» INSTRUCTIONS TO FOLLOW: Repeat the records below exactly, from the first line through the line containing "const isMark = (piece: string): boolean", and leave out any pictures.
-- BEGIN EXERCISE INPUTS --
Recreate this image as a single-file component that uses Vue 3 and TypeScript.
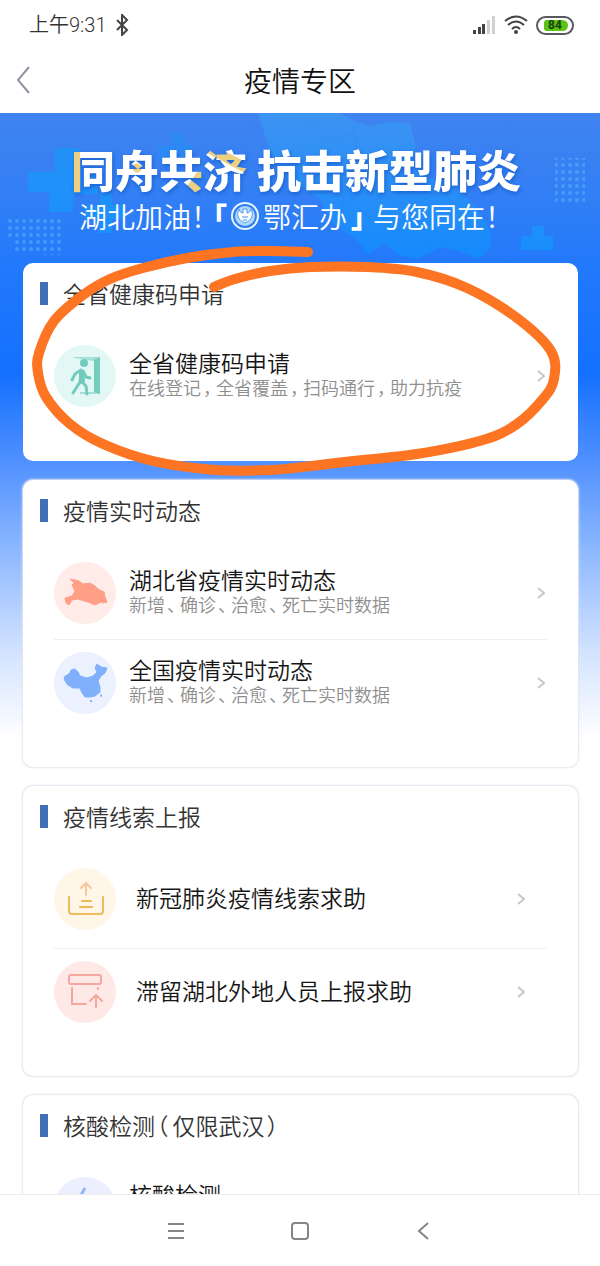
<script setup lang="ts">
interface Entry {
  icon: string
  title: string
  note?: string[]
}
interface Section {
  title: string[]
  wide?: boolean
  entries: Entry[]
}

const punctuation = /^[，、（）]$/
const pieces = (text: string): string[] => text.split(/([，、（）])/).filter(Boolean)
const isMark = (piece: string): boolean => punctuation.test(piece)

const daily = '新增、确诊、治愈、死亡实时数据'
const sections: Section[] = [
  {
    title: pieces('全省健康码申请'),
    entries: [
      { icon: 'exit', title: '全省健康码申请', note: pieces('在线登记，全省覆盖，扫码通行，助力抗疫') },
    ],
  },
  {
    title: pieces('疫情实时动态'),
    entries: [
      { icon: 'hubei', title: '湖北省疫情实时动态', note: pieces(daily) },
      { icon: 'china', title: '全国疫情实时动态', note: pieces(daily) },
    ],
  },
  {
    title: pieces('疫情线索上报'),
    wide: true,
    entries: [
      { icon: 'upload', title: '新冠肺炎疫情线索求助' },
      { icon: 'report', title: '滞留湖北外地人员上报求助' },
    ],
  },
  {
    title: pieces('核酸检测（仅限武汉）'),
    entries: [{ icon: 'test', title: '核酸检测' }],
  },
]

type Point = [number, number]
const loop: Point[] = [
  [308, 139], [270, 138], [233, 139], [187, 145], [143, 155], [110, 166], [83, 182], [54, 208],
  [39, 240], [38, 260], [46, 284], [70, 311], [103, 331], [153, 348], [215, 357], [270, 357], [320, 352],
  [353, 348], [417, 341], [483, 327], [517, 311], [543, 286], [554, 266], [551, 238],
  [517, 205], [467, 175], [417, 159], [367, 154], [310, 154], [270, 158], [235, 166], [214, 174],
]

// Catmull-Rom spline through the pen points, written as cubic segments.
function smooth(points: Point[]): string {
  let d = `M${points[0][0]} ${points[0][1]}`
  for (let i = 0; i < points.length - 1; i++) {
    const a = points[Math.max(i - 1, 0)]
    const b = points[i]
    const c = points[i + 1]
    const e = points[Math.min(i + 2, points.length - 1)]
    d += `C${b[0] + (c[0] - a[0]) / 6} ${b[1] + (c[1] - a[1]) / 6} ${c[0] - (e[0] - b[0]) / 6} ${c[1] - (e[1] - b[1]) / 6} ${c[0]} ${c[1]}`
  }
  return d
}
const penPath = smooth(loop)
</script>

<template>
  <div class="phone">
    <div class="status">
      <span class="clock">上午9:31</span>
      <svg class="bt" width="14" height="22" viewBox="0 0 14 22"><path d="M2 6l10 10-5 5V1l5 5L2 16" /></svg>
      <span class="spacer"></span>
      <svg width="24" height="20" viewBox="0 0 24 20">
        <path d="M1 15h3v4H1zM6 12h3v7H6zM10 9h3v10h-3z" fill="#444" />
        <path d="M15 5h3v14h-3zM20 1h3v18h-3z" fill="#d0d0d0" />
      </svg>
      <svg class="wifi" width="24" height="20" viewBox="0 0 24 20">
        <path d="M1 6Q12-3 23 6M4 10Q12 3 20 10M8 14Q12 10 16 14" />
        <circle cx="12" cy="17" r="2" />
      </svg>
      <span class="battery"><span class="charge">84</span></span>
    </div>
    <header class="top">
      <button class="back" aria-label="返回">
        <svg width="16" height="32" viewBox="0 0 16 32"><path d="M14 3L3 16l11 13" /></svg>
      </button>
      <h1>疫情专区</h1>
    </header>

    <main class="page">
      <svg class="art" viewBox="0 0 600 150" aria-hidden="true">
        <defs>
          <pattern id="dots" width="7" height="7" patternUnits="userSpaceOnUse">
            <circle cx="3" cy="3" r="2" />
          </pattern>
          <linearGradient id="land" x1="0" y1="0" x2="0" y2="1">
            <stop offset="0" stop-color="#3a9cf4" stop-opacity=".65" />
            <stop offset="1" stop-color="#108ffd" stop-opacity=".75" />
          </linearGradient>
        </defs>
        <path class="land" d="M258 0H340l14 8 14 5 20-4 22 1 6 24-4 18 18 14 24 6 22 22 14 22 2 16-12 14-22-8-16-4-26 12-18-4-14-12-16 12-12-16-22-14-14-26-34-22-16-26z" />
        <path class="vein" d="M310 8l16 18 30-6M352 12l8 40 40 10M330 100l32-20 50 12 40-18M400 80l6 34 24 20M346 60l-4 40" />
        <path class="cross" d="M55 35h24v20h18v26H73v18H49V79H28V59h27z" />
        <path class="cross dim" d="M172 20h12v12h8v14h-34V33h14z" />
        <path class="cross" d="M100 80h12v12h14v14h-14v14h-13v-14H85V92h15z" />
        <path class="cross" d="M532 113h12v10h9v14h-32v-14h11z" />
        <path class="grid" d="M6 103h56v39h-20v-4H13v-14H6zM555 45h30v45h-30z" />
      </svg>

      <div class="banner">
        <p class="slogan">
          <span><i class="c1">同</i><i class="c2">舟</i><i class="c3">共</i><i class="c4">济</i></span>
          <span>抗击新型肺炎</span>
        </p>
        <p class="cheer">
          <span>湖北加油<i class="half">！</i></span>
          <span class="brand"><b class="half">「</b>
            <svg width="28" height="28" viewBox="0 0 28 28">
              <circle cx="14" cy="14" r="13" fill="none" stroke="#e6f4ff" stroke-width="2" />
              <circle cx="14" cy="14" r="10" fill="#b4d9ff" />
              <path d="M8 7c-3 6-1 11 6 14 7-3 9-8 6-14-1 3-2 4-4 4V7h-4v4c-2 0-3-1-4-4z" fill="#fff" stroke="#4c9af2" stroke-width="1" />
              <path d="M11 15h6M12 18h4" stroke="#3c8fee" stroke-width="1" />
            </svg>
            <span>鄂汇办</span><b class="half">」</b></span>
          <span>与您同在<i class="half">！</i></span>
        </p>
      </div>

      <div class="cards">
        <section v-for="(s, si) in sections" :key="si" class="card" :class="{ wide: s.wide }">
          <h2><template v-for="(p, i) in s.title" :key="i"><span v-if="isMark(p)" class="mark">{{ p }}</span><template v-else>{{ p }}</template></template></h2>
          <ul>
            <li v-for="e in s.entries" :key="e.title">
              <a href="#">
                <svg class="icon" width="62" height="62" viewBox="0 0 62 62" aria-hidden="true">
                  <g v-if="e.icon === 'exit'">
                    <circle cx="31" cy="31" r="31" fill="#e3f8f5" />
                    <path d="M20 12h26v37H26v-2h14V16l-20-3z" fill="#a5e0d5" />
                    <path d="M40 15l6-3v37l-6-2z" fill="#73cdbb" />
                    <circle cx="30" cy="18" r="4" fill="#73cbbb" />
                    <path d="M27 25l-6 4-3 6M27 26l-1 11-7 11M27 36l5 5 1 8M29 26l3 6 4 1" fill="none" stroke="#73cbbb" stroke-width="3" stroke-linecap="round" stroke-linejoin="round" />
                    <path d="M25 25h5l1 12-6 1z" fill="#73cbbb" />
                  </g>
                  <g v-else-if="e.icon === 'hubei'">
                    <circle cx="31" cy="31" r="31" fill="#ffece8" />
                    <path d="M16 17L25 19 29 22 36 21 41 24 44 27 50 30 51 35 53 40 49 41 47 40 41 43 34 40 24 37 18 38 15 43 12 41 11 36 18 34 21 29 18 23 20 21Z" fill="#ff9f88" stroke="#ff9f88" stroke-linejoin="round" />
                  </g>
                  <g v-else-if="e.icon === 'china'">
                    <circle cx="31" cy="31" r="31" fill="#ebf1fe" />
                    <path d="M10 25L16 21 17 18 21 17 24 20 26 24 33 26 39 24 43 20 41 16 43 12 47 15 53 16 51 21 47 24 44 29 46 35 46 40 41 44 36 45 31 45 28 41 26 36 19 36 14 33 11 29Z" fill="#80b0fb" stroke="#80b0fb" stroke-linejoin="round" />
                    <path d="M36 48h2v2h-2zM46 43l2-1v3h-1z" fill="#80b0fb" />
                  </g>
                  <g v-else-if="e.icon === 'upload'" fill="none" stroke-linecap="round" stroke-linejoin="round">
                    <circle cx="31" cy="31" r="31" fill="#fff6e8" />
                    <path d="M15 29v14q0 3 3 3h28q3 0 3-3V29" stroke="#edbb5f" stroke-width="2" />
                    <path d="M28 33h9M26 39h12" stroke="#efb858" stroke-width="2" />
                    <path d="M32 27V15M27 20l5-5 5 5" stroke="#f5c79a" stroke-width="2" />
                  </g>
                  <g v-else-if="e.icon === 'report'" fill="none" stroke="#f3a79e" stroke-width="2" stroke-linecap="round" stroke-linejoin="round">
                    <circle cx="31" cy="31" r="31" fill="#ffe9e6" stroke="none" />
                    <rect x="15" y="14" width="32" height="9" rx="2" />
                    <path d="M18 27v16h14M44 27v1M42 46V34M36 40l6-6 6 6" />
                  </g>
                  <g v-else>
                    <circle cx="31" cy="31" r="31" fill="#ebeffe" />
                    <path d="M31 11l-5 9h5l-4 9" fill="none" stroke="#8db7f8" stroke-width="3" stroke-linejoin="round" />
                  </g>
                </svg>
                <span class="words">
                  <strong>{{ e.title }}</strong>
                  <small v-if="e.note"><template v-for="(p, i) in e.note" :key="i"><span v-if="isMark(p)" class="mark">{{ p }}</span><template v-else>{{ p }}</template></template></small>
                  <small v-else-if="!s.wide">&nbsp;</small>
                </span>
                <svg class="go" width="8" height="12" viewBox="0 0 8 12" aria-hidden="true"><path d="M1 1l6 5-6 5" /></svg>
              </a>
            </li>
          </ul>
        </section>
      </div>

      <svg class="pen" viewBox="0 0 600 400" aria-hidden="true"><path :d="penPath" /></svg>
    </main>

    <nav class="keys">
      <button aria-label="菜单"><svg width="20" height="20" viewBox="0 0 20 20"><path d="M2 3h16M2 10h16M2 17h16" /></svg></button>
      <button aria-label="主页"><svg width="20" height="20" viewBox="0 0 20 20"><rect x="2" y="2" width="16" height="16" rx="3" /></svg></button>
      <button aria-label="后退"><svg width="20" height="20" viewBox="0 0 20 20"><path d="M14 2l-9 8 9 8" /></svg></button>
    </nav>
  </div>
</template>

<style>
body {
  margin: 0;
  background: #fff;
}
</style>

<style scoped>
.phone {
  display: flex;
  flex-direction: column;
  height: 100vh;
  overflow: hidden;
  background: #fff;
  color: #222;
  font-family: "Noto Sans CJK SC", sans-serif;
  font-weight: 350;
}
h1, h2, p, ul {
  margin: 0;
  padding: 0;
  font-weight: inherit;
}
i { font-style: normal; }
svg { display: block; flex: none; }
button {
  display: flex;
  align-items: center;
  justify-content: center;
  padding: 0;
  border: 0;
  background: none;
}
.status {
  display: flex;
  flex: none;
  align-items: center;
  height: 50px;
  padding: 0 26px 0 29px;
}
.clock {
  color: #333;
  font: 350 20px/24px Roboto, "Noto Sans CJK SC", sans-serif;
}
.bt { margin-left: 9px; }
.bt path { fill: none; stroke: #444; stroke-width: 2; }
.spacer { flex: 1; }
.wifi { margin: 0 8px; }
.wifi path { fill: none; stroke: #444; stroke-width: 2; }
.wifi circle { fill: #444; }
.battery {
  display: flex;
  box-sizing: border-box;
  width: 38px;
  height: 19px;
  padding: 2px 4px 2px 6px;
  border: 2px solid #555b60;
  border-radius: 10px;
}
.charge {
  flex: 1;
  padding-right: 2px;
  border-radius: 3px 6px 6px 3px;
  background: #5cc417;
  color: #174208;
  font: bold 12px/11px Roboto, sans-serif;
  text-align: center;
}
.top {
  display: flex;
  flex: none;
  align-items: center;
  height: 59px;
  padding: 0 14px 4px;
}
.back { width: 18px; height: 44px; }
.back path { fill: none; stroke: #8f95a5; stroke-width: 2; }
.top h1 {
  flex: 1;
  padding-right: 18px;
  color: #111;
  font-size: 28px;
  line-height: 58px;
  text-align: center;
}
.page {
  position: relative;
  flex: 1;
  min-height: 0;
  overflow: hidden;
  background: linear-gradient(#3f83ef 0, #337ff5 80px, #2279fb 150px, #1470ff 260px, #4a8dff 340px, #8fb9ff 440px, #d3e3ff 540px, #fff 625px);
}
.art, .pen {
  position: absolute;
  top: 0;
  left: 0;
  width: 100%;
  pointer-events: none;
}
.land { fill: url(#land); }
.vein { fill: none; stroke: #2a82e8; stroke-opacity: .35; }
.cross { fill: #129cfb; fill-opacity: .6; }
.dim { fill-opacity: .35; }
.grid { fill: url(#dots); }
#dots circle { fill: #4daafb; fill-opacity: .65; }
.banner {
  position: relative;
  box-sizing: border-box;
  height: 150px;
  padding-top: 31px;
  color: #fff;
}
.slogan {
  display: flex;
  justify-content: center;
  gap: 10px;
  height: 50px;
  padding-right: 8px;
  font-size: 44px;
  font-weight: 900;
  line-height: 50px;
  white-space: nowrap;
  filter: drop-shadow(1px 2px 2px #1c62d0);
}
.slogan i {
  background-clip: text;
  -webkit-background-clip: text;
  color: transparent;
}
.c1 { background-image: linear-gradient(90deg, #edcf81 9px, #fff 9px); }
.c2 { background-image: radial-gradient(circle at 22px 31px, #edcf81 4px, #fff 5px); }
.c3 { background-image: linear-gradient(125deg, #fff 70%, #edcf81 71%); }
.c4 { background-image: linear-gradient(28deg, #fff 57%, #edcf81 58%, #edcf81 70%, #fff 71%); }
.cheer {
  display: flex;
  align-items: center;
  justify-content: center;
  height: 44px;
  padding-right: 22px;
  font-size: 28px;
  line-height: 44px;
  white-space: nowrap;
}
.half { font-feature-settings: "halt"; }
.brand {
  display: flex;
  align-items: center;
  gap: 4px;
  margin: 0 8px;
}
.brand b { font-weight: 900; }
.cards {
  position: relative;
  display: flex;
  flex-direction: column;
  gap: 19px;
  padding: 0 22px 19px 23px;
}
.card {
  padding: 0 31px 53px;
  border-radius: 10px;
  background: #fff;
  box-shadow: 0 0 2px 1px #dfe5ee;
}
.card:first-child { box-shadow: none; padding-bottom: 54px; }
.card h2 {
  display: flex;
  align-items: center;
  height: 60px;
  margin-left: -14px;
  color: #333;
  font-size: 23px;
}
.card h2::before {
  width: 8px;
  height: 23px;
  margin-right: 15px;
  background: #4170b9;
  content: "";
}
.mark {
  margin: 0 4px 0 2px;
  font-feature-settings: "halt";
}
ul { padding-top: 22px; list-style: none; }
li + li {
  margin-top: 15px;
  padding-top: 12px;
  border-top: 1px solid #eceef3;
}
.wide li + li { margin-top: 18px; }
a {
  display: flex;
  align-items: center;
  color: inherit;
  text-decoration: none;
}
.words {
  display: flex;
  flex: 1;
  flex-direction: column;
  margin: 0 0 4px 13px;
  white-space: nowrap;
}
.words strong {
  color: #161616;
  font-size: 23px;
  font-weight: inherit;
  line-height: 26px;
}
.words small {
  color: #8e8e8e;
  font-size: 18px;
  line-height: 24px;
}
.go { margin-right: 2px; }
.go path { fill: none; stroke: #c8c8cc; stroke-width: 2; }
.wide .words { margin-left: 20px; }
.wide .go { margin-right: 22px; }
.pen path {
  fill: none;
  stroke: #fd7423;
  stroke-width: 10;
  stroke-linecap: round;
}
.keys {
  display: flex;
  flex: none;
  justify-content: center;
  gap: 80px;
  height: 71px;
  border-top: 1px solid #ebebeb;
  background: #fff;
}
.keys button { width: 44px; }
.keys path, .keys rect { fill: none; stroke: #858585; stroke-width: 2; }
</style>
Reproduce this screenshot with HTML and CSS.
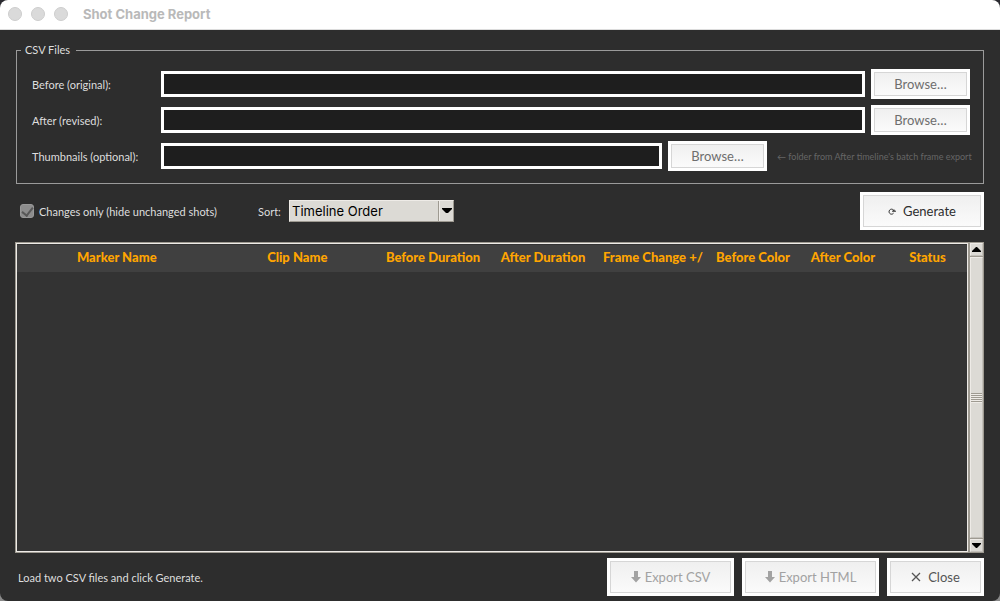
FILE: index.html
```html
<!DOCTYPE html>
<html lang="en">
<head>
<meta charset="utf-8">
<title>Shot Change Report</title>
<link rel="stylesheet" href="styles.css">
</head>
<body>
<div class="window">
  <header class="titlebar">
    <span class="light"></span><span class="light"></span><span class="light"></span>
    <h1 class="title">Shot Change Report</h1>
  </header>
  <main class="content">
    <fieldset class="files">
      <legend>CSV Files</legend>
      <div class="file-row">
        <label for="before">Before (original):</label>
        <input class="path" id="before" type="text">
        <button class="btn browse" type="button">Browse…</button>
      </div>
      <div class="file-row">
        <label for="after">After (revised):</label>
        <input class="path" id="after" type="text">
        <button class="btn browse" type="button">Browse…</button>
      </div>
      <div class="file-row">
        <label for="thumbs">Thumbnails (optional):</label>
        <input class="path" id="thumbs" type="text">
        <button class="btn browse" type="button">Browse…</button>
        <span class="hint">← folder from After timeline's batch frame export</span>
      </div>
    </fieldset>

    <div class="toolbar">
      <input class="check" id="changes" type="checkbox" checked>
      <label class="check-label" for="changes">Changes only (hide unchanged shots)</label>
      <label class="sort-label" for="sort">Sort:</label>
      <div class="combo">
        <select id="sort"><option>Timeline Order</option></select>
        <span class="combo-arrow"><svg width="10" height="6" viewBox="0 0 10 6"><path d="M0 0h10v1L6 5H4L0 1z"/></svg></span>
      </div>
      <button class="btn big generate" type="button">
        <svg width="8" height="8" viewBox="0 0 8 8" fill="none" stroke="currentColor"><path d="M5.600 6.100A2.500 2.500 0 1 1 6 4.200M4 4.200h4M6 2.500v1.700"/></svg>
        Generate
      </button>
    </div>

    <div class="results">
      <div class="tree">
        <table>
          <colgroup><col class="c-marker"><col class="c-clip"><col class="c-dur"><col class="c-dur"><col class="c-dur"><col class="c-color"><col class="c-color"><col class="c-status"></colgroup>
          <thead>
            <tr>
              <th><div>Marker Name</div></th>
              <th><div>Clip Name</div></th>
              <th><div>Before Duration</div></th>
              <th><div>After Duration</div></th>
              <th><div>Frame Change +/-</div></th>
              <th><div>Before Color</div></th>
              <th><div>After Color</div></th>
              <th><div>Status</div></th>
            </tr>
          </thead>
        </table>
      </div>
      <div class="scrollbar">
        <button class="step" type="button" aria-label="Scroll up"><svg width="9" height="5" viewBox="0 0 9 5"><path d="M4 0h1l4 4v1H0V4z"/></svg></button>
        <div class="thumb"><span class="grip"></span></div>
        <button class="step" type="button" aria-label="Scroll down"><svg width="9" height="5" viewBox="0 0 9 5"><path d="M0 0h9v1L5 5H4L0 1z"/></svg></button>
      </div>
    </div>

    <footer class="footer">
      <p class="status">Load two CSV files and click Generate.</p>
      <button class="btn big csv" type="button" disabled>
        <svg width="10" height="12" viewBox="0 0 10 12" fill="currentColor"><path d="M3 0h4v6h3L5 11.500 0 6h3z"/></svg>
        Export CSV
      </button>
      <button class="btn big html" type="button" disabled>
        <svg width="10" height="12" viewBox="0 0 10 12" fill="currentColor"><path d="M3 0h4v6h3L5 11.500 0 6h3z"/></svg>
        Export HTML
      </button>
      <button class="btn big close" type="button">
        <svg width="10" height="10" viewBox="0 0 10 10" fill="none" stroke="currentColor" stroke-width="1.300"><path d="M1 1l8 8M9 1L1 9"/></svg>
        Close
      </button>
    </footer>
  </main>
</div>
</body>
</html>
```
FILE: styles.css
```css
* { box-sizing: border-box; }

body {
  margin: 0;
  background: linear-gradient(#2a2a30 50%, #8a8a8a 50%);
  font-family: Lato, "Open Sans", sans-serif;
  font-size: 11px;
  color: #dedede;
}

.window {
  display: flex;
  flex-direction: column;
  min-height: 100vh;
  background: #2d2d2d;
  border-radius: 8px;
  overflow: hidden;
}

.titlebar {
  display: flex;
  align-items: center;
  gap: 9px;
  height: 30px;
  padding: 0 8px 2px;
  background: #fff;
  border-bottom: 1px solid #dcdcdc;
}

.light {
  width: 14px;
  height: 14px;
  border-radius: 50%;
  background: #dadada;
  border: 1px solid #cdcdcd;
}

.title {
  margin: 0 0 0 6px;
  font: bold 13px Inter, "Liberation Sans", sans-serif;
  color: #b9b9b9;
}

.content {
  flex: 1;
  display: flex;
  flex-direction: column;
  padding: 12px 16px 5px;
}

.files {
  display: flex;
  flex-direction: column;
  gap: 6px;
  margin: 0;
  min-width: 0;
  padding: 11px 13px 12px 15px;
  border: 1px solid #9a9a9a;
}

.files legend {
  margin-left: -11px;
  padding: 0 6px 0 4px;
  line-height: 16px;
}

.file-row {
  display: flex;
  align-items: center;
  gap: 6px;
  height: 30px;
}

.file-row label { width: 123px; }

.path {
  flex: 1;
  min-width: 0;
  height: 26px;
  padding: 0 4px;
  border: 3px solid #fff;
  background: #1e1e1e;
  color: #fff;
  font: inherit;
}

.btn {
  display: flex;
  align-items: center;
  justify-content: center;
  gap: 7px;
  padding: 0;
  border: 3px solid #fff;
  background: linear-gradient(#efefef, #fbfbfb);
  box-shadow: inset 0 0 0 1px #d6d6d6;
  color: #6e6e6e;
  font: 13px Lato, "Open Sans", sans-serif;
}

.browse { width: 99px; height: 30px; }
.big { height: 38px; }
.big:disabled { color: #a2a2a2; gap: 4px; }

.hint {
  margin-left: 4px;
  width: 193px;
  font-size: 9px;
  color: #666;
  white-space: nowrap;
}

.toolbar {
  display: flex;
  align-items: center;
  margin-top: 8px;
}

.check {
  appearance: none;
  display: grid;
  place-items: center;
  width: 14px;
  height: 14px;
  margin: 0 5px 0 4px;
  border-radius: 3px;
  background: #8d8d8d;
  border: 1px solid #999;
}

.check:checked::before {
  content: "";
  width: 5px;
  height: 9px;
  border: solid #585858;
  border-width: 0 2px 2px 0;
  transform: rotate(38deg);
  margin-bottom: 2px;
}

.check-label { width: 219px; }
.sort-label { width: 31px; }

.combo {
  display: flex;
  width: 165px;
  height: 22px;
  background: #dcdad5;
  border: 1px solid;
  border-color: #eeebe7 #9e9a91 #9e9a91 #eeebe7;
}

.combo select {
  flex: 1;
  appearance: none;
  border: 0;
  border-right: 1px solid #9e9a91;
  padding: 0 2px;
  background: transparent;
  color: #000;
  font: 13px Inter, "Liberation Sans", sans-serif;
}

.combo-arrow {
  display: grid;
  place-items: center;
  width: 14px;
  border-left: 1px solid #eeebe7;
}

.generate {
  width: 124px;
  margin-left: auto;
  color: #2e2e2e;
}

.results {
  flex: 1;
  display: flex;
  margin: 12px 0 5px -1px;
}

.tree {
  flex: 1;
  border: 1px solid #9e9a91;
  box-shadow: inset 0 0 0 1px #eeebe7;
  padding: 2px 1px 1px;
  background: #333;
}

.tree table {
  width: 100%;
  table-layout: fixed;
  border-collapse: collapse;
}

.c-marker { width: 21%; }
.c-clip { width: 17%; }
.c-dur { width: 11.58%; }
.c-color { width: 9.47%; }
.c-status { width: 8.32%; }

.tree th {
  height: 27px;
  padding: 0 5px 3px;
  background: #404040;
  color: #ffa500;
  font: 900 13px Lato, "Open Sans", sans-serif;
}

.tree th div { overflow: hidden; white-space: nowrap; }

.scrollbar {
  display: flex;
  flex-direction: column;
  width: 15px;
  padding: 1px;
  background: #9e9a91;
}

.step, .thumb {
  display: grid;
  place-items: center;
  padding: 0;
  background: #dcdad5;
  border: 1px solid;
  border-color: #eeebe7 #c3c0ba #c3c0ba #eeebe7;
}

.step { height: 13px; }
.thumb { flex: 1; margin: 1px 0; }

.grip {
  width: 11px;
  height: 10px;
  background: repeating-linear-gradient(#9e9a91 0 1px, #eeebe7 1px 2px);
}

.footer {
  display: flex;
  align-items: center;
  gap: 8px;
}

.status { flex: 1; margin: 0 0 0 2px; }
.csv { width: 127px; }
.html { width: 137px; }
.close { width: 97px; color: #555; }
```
-- END EXERCISE INPUTS --
» TASK ANSWER:
Recreate this image as a single-file component that uses Vue 3 and TypeScript.
<script setup lang="ts">
interface Entry {
  icon: string
  title: string
  note?: string[]
}
interface Section {
  title: string[]
  wide?: boolean
  entries: Entry[]
}

const punctuation = /^[，、（）]$/
const pieces = (text: string): string[] => text.split(/([，、（）])/).filter(Boolean)
const isMark = (piece: string): boolean => punctuation.test(piece)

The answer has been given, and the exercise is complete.